* **Provided material**:

━━━━━━

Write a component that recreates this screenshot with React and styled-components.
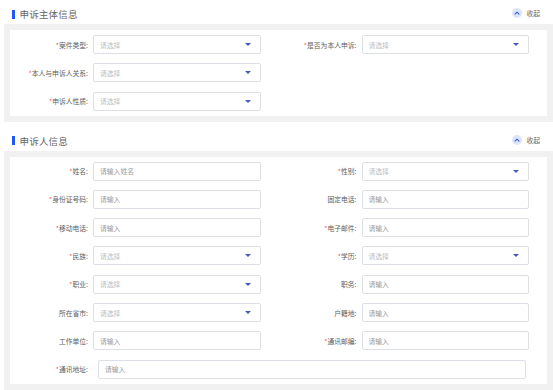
import React from 'react';
import styled, { createGlobalStyle } from 'styled-components';

const GlobalStyle = createGlobalStyle`
  body {
    margin: 0;
    background: #fff;
    font-family: "Noto Sans CJK SC", "Noto Sans", sans-serif;
  }
`;

const sections = [
  {
    title: '申诉主体信息',
    fields: [
      { label: '案件类型', required: true, select: true },
      { label: '是否为本人申诉', required: true, select: true },
      { label: '本人与申诉人关系', required: true, select: true },
      null,
      { label: '申诉人性质', required: true, select: true },
    ],
  },
  {
    title: '申诉人信息',
    fields: [
      { label: '姓名', required: true, placeholder: '请输入姓名' },
      { label: '性别', required: true, select: true },
      { label: '身份证号码', required: true },
      { label: '固定电话' },
      { label: '移动电话', required: true },
      { label: '电子邮件', required: true },
      { label: '民族', required: true, select: true },
      { label: '学历', required: true, select: true },
      { label: '职业', required: true, select: true },
      { label: '职务' },
      { label: '所在省市', select: true },
      { label: '户籍地' },
      { label: '工作单位' },
      { label: '通讯邮编', required: true },
      { label: '通讯地址', required: true, wide: true },
    ],
  },
];

const ChevronUp = () => (
  <svg width="6" height="4" viewBox="0 0 10 7">
    <path d="M1.5 5.5 L5 2 L8.5 5.5" fill="none" stroke="#3558d8" strokeWidth="1.8" strokeLinecap="round" strokeLinejoin="round" />
  </svg>
);

const Field = ({ label, required, select, placeholder, wide }) => (
  <FieldRow wide={wide}>
    <Label>
      {required && <Star>*</Star>}
      {label}:
    </Label>
    {select ? (
      <Select>
        <span>请选择</span>
        <Caret />
      </Select>
    ) : (
      <Input placeholder={placeholder || '请输入'} />
    )}
  </FieldRow>
);

const App = () => {
  return (
    <Page>
      <GlobalStyle />
      {sections.map((section) => (
        <Section key={section.title}>
          <Header>
            <Title>{section.title}</Title>
            <Collapse>
              <CollapseIcon><ChevronUp /></CollapseIcon>
              收起
            </Collapse>
          </Header>
          <Panel>
            <Card>
              {section.fields.map((field, i) =>
                field ? <Field key={field.label} {...field} /> : <div key={i} />
              )}
            </Card>
          </Panel>
        </Section>
      ))}
    </Page>
  );
};

const Page = styled.div`
  width: 553px;
  padding-top: 4px;
`;

const Section = styled.section`
  & + & {
    margin-top: 9px;
  }
`;

const Header = styled.div`
  height: 20px;
  display: flex;
  align-items: center;
  justify-content: space-between;
  padding: 0 13px 0 12px;
`;

const Title = styled.h2`
  margin: 0;
  display: flex;
  align-items: center;
  font-size: 9.5px;
  font-weight: 400;
  color: #666;
  letter-spacing: 0.2px;

  &::before {
    content: '';
    width: 2.5px;
    height: 9px;
    margin-right: 5px;
    background: #1f57f5;
  }
`;

const Collapse = styled.div`
  display: flex;
  align-items: center;
  gap: 4px;
  font-size: 6.8px;
  color: #666;
  margin-top: -2px;
`;

const CollapseIcon = styled.span`
  width: 10px;
  height: 10px;
  border-radius: 50%;
  background: #dde5fb;
  display: flex;
  align-items: center;
  justify-content: center;
`;

const Panel = styled.div`
  margin-left: 4px;
  padding: 6px;
  background: #f1f1f1;
`;

const Card = styled.div`
  background: #fff;
  padding: 5px 0;
  display: grid;
  grid-template-columns: 1fr 1fr;
  row-gap: 9.3px;
`;

const FieldRow = styled.div`
  display: flex;
  align-items: center;
  grid-column: ${(p) => (p.wide ? '1 / -1' : 'auto')};
  gap: ${(p) => (p.wide ? '10px' : '5px')};
  padding-right: ${(p) => (p.wide ? '21px' : '18px')};
`;

const Label = styled.label`
  width: 78px;
  flex-shrink: 0;
  text-align: right;
  font-size: 6.8px;
  color: #606060;
  white-space: nowrap;
`;

const Star = styled.span`
  color: #f0504f;
`;

const boxStyle = `
  flex: 1;
  min-width: 0;
  height: 19px;
  box-sizing: border-box;
  border: 1px solid #dcdfe8;
  border-radius: 2px;
  padding: 0 9px 0 6px;
  font-family: "Noto Sans CJK SC", sans-serif;
  font-size: 6.8px;
  background: #fff;
`;

const Input = styled.input`
  ${boxStyle}
  outline: none;
  color: #555;

  &::placeholder {
    color: #9a9a9a;
  }
`;

const Select = styled.div`
  ${boxStyle}
  display: flex;
  align-items: center;
  justify-content: space-between;
  color: #bdbdbd;
`;

const Caret = styled.span`
  width: 0;
  height: 0;
  border-left: 3px solid transparent;
  border-right: 3px solid transparent;
  border-top: 3.5px solid #4459b8;
`;

export default App;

━━━━━━

* **Problem requirements**: Repeat the data exactly, excluding the pictures.

* **Worked solution**:
Write a component that recreates this screenshot with React and styled-components.
import React from 'react';
import styled, { createGlobalStyle } from 'styled-components';

const GlobalStyle = createGlobalStyle`
  body {
    margin: 0;
    background: #fff;
    font-family: "Noto Sans CJK SC", "Noto Sans", sans-serif;
  }
`;

const sections = [
  {
    title: '申诉主体信息',
    fields: [
      { label: '案件类型', required: true, select: true },
      { label: '是否为本人申诉', required: true, select: true },
      { label: '本人与申诉人关系', required: true, select: true },
      null,
      { label: '申诉人性质', required: true, select: true },
    ],
  },
  {
    title: '申诉人信息',
    fields: [
      { label: '姓名', required: true, placeholder: '请输入姓名' },
      { label: '性别', required: true, select: true },
      { label: '身份证号码', required: true },
      { label: '固定电话' },
      { label: '移动电话', required: true },
      { label: '电子邮件', required: true },
      { label: '民族', required: true, select: true },
      { label: '学历', required: true, select: true },
      { label: '职业', required: true, select: true },
      { label: '职务' },
      { label: '所在省市', select: true },
      { label: '户籍地' },
      { label: '工作单位' },
      { label: '通讯邮编', required: true },
      { label: '通讯地址', required: true, wide: true },
    ],
  },
];

const ChevronUp = () => (
  <svg width="6" height="4" viewBox="0 0 10 7">
    <path d="M1.5 5.5 L5 2 L8.5 5.5" fill="none" stroke="#3558d8" strokeWidth="1.8" strokeLinecap="round" strokeLinejoin="round" />
  </svg>
);

const Field = ({ label, required, select, placeholder, wide }) => (
  <FieldRow wide={wide}>
    <Label>
      {required && <Star>*</Star>}
      {label}:
    </Label>
    {select ? (
      <Select>
        <span>请选择</span>
        <Caret />
      </Select>
    ) : (
      <Input placeholder={placeholder || '请输入'} />
    )}
  </FieldRow>
);

const App = () => {
  return (
    <Page>
      <GlobalStyle />
      {sections.map((section) => (
        <Section key={section.title}>
          <Header>
            <Title>{section.title}</Title>
            <Collapse>
              <CollapseIcon><ChevronUp /></CollapseIcon>
              收起
            </Collapse>
          </Header>
          <Panel>
            <Card>
              {section.fields.map((field, i) =>
                field ? <Field key={field.label} {...field} /> : <div key={i} />
              )}
            </Card>
          </Panel>
        </Section>
      ))}
    </Page>
  );
};

const Page = styled.div`
  width: 553px;
  padding-top: 4px;
`;

const Section = styled.section`
  & + & {
    margin-top: 9px;
  }
`;

const Header = styled.div`
  height: 20px;
  display: flex;
  align-items: center;
  justify-content: space-between;
  padding: 0 13px 0 12px;
`;

const Title = styled.h2`
  margin: 0;
  display: flex;
  align-items: center;
  font-size: 9.5px;
  font-weight: 400;
  color: #666;
  letter-spacing: 0.2px;

  &::before {
    content: '';
    width: 2.5px;
    height: 9px;
    margin-right: 5px;
    background: #1f57f5;
  }
`;

const Collapse = styled.div`
  display: flex;
  align-items: center;
  gap: 4px;
  font-size: 6.8px;
  color: #666;
  margin-top: -2px;
`;

const CollapseIcon = styled.span`
  width: 10px;
  height: 10px;
  border-radius: 50%;
  background: #dde5fb;
  display: flex;
  align-items: center;
  justify-content: center;
`;

const Panel = styled.div`
  margin-left: 4px;
  padding: 6px;
  background: #f1f1f1;
`;

const Card = styled.div`
  background: #fff;
  padding: 5px 0;
  display: grid;
  grid-template-columns: 1fr 1fr;
  row-gap: 9.3px;
`;

const FieldRow = styled.div`
  display: flex;
  align-items: center;
  grid-column: ${(p) => (p.wide ? '1 / -1' : 'auto')};
  gap: ${(p) => (p.wide ? '10px' : '5px')};
  padding-right: ${(p) => (p.wide ? '21px' : '18px')};
`;

const Label = styled.label`
  width: 78px;
  flex-shrink: 0;
  text-align: right;
  font-size: 6.8px;
  color: #606060;
  white-space: nowrap;
`;

const Star = styled.span`
  color: #f0504f;
`;

const boxStyle = `
  flex: 1;
  min-width: 0;
  height: 19px;
  box-sizing: border-box;
  border: 1px solid #dcdfe8;
  border-radius: 2px;
  padding: 0 9px 0 6px;
  font-family: "Noto Sans CJK SC", sans-serif;
  font-size: 6.8px;
  background: #fff;
`;

const Input = styled.input`
  ${boxStyle}
  outline: none;
  color: #555;

  &::placeholder {
    color: #9a9a9a;
  }
`;

const Select = styled.div`
  ${boxStyle}
  display: flex;
  align-items: center;
  justify-content: space-between;
  color: #bdbdbd;
`;

const Caret = styled.span`
  width: 0;
  height: 0;
  border-left: 3px solid transparent;
  border-right: 3px solid transparent;
  border-top: 3.5px solid #4459b8;
`;

export default App;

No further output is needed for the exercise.